I'd like to point out, it's not a fine, it's a penalty charge notice. They're not permitted to call it a fine, as they're a member of the BPA ( and it stipulates that they must differentiate between a fine, and a charge notice. This suggests to me that they have no legal authority passed down to them from local authorities.

Expert:  Remus2004 replied 2 years ago.
Please forget all of that. It is a greatly overstated issue on the internet.
No problem though. Come back when you like.
Customer: replied 2 years ago.

Ok, that's interesting to hear, thanks.

Will be in touch.

Expert:  Remus2004 replied 2 years ago.
No problem.
All the best.
Customer: replied 2 years ago.

There's no mention of railway byelaws in the fine print.

Expert:  Remus2004 replied 2 years ago.
Ok. We can be fairly confident that this is solely private land whether the railway car park applies or not then.
The loss point is a bit of a myth. I would never have suggested an appeal. It is best to ignore these things. There is a good deal of nonsense on the point of private land fines on the internet. A private land company has a perfectly valid claim against an offending motorist. What they have is a claim that is hard to enforce and not really cost effective.
Ultimately they act for the land owner. The land owner can place qualifications upon how their land is to be used. It is far to say that their notices are not local council fines and don't have the same force of law but there is a perfectly good breach of contract claim.
In terms of the loss issue, the general premise of breach of contract claims is that any sums claimed must be to compensate for any loss. However, depending on what is in the sign, they could argue that these funds were due under the contract. It is quite unlikely that their signs do cover that as they are usually written so badly. If they do specify that in the event of X, Y or Z a fine in the sum of X is due then that would be sufficient to amount to a claim under the contract. Therefore, the loss issue would fall away. If they haven't done that they have to fall back upon the sum of their loss. They do usually get the lost parking revenue and admin costs though.
They will not sue though. They will send some nasty letters but the chances of them suing are minimal. It is not worth the cost of doing so. If you had been issued four or five fines then it might have been a claim worth litigating over.
If they do sue you can always add the land owner as a further defendant and then it will be dropped fast enough.
Can I clarify anything for you?
Customer: replied 2 years ago.

That is a very thoroough answer, thank you. Could you please just explain what you mean, in laymans terms, by the following two statements?
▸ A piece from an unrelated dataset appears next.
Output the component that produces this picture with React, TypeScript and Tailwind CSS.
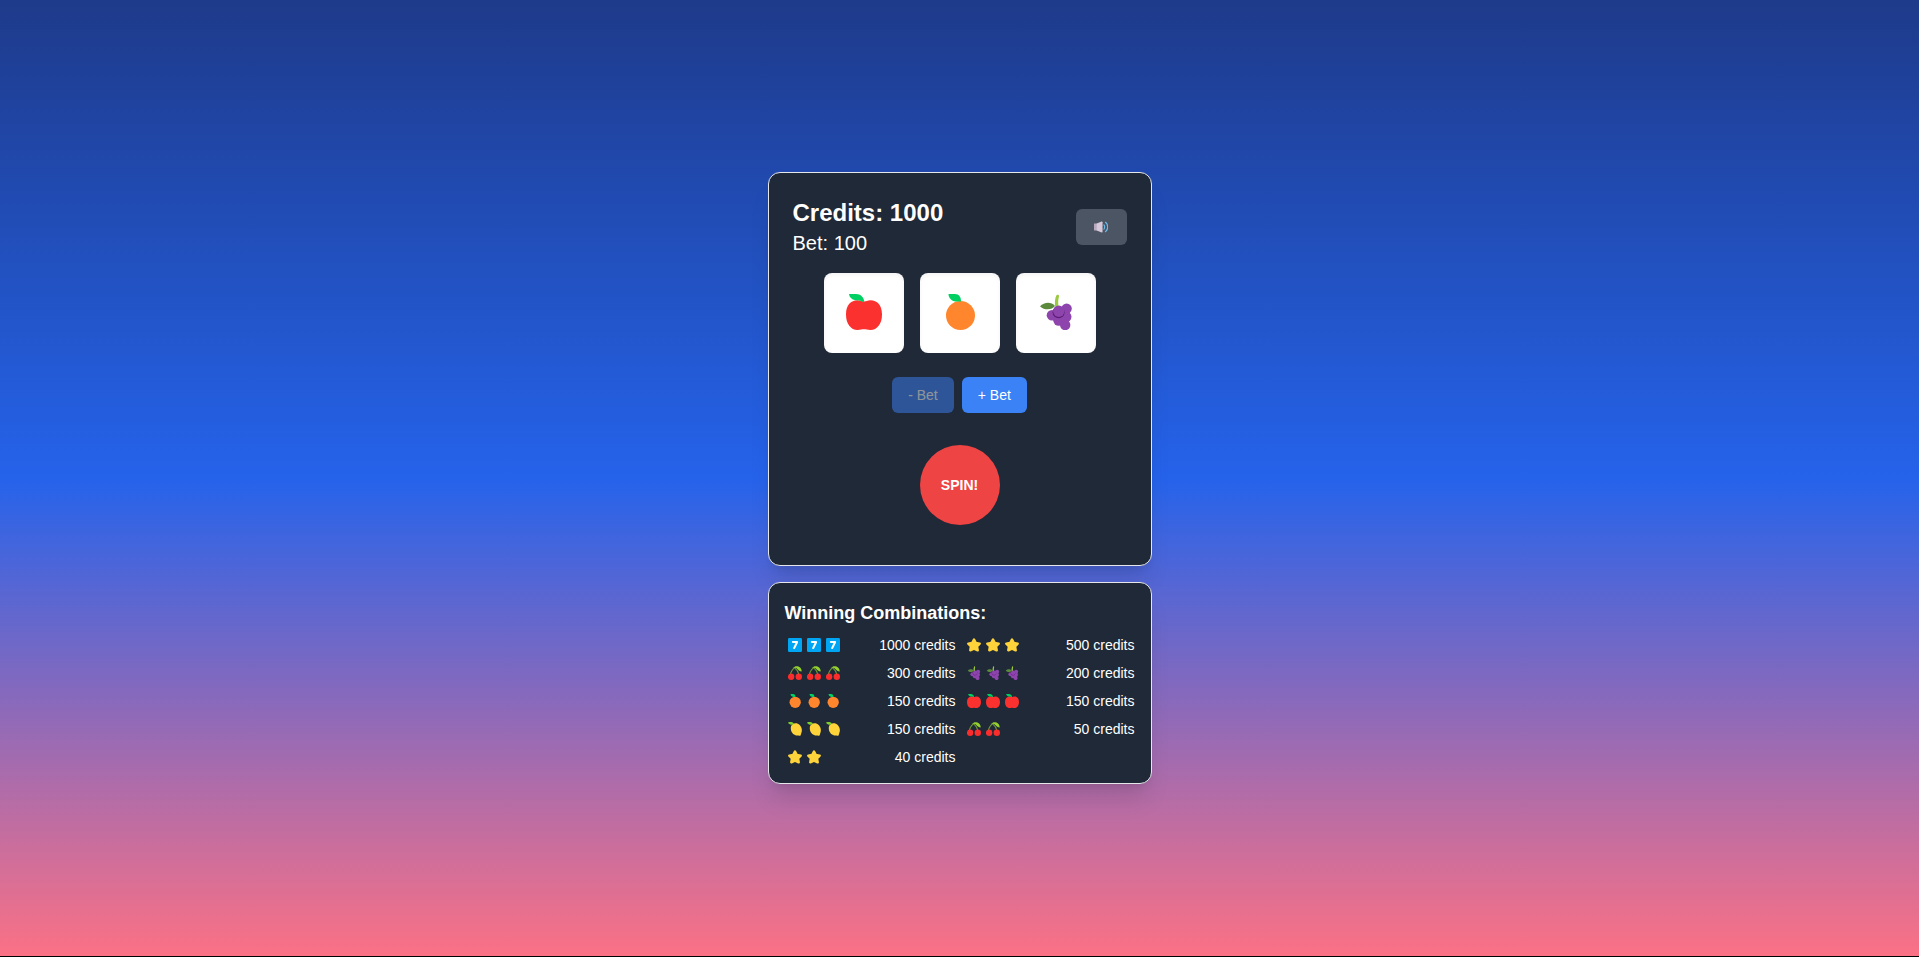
import { useState } from "react";
import type { ReactNode } from "react";

type SymbolName = "seven" | "star" | "cherry" | "grapes" | "orange" | "apple" | "lemon";

const art: Record<SymbolName, ReactNode> = {
  seven: (
    <>
      <rect width="36" height="36" rx="3.500" fill="#00a6f4" />
      <path
        d="M12.300 8H23.500C25.800 8 26.600 10 25.600 12L18.600 26.500C17.700 28.500 16.500 29 14.900 28.300C13.300 27.600 12.900 26.300 13.700 24.600L19.400 12.900H12.300C9 12.900 9 8 12.300 8Z"
        fill="#fff"
      />
    </>
  ),
  star: (
    <path
      d="M18 4L22.700 12.800L32.500 14.600L25.700 21.800L27.400 31.500L18 27.300L8.600 31.500L10.300 21.800L3.500 14.600L13.300 12.800Z"
      fill="#ffd43b"
      stroke="#ffd43b"
      strokeWidth="6.500"
      strokeLinejoin="round"
    />
  ),
  cherry: (
    <>
      <path
        d="M6.500 21C8 14 12 6 20 3M27.500 21C26.500 15 23 10 17.500 5"
        fill="none"
        stroke="#6f9f35"
        strokeWidth="2.600"
        strokeLinecap="round"
      />
      <path d="M13 5C17 0 26-1 31 4C34 7 35.500 11 35 14C30 14 26 11 22 6C19 4.500 16 4.500 13 5Z" fill="#94d12e" />
      <circle cx="8" cy="27.800" r="8.200" fill="#fb2c2c" />
      <circle cx="27.800" cy="27.800" r="8.200" fill="#fb2c2c" />
    </>
  ),
  grapes: (
    <>
      <path d="M2 12.200C6 8 13 7 17 12C14.500 15.500 7 17.200 2 12.200Z" fill="#5c8a3d" />
      <path d="M17.300 14C16.400 8 17 4 18.500 1.200C19.400.2 21.400.8 21 2.400C20 6 20 9 20.600 13Z" fill="#9bc93f" />
      <path d="M14 22L21 15L29 15L29 24L27 31L21 27Z" fill="#6d2a88" />
      <circle cx="28.600" cy="14.600" r="5.200" fill="#8e44ad" />
      <circle cx="14" cy="21.300" r="5.300" fill="#8e44ad" />
      <circle cx="27.200" cy="31" r="5.200" fill="#8e44ad" />
      <circle cx="20.800" cy="26.200" r="5.600" fill="#8e44ad" />
      <circle cx="28" cy="22.800" r="5.500" fill="#8e44ad" />
      <circle cx="20.600" cy="18.200" r="6" fill="#5b1d73" />
      <circle cx="20.800" cy="17.300" r="5.700" fill="#8e44ad" />
    </>
  ),
  orange: (
    <>
      <circle cx="18.500" cy="21.500" r="14.500" fill="#ff862d" />
      <path d="M6.500 0H13C17 0 19.200 3.500 19 7.500H13.500C9.500 7 6.500 4 6.500 0Z" fill="#00d062" />
    </>
  ),
  apple: (
    <>
      <path
        d="M0 20.500C0 11 5 6.300 11.500 6.300C14.500 6.300 16 7.600 18 7.600C20 7.600 21.500 6.300 24.500 6.300C31 6.300 36 11 36 20.500C36 30 31 36 24.500 36C21.500 36 20 35.300 18 35.300C16 35.300 14.500 36 11.500 36C5 36 0 30 0 20.500Z"
        fill="#fb312f"
      />
      <path d="M3 0H10C14.500 0 18.200 3.500 18.200 8C15.500 8 14.500 6.300 11.500 6.300H9.500C5.500 5.500 3.300 3 3 0Z" fill="#00d062" />
    </>
  ),
  lemon: (
    <>
      <path
        d="M11 6.500C16 2 25 2.500 30 7.500C35.500 13 37 21 34.500 27.500C33.500 30 33.500 31.500 32.500 34C31.500 36.500 27 35 24 35C16 34.500 9 29 7.500 20C6.500 14 7.500 9.500 11 6.500Z"
        fill="#ffd43b"
      />
      <path d="M0 1.500C4-1 11-1 15 3L13.500 5.500C8 8 2.500 7 0 1.500Z" fill="#7ccf2f" />
    </>
  ),
};

function Fruit({ name, className }: { name: SymbolName; className: string }) {
  return (
    <svg viewBox="0 0 36 36" className={className} role="img" aria-label={name}>
      {art[name]}
    </svg>
  );
}

function SpeakerIcon() {
  return (
    <svg viewBox="0 0 36 36" className="size-[14px]" aria-hidden="true">
      <path d="M1 9H9V27H1C0 27 0 26 0 25V11C0 10 0 9 1 9Z" fill="#b9a8bd" />
      <path d="M7 9L18 4.200C20.500 3.300 22 4 22 6V30C22 32 20.500 32.700 18 31.800L7 27Z" fill="#d6c8da" />
      <path
        d="M25.500 12.500C28 15 28 21 25.500 23.500M29.500 6C37 11 37 25 29.500 30"
        fill="none"
        stroke="#6fbcec"
        strokeWidth="3"
        strokeLinecap="round"
      />
    </svg>
  );
}

const combinations: { symbol: SymbolName; count: number; credits: number }[] = [
  { symbol: "seven", count: 3, credits: 1000 },
  { symbol: "star", count: 3, credits: 500 },
  { symbol: "cherry", count: 3, credits: 300 },
  { symbol: "grapes", count: 3, credits: 200 },
  { symbol: "orange", count: 3, credits: 150 },
  { symbol: "apple", count: 3, credits: 150 },
  { symbol: "lemon", count: 3, credits: 150 },
  { symbol: "cherry", count: 2, credits: 50 },
  { symbol: "star", count: 2, credits: 40 },
];

const allSymbols = Object.keys(art) as SymbolName[];

const cardClass =
  "w-full max-w-sm rounded-xl border border-[#e5e7eb] bg-[#1f2937] shadow-xl";
const betClass =
  "rounded-md bg-[#3b82f6] px-4 py-2 text-sm text-white disabled:opacity-50";

export default function App() {
  const [bet, setBet] = useState(100);
  const [credits, setCredits] = useState(1000);
  const [muted, setMuted] = useState(false);
  const [reels, setReels] = useState<SymbolName[]>(["apple", "orange", "grapes"]);

  const spin = () => {
    if (credits < bet) return;
    const next = reels.map(() => allSymbols[Math.floor(Math.random() * allSymbols.length)]);
    const win = combinations.find((c) => next.filter((s) => s === c.symbol).length >= c.count);
    setReels(next);
    setCredits(credits - bet + (win ? win.credits : 0));
  };

  return (
    <main className="flex min-h-screen flex-col items-center justify-center gap-4 border-b border-black bg-[linear-gradient(to_bottom,#1e3a8a,#2563eb,#fb7185)] font-['Liberation_Sans',Arial,sans-serif] text-white">
      <section className={`${cardClass} p-6`}>
        <div className="mb-4 flex items-center justify-between">
          <div>
            <h1 className="text-2xl font-bold">Credits: {credits}</h1>
            <p className="text-xl">Bet: {bet}</p>
          </div>
          <button
            type="button"
            aria-label="Sound"
            aria-pressed={!muted}
            onClick={() => setMuted(!muted)}
            className="flex h-9 w-[51px] items-center justify-center rounded-md bg-[#4b5563]"
          >
            <SpeakerIcon />
          </button>
        </div>
        <div className="mb-6 flex justify-center gap-4">
          {reels.map((name, i) => (
            <div
              key={i}
              className="flex size-20 items-center justify-center rounded-lg bg-white pb-0.5 shadow-[inset_0_2px_4px_0_rgba(0,0,0,0.05)]"
            >
              <Fruit name={name} className="size-9" />
            </div>
          ))}
        </div>
        <div className="mb-8 flex justify-center gap-2">
          <button type="button" disabled={bet <= 100} onClick={() => setBet(bet - 100)} className={betClass}>
            - Bet
          </button>
          <button type="button" onClick={() => setBet(bet + 100)} className={betClass}>
            + Bet
          </button>
        </div>
        <div className="mb-4 flex justify-center">
          <button type="button" onClick={spin} className="size-20 rounded-full bg-[#ef4444] text-sm font-bold">
            SPIN!
          </button>
        </div>
      </section>

      <section className={`${cardClass} p-4`}>
        <h2 className="mb-2 text-lg font-bold">Winning Combinations:</h2>
        <ul className="grid grid-cols-2 gap-2 text-sm">
          {combinations.map((c) => (
            <li key={`${c.symbol}-${c.count}`} className="flex items-center justify-between">
              <span className="flex gap-[5px] pl-[3px]">
                {Array.from({ length: c.count }, (_, i) => (
                  <Fruit key={i} name={c.symbol} className="size-[14px]" />
                ))}
              </span>
              <span>{c.credits} credits</span>
            </li>
          ))}
        </ul>
      </section>
    </main>
  );
}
"If you had been issued four or five fines then it might have been a claim worth litigating over.

If they do sue you can always add the land owner as a further defendant and then it will be dropped fast enough."


Expert:  Remus2004 replied 2 years ago.
1 If there were several fines then it would be a greater sum and might be worth suing over.
2 Add the landowner to the claim. He will drop it fast enough as he will have better things to do.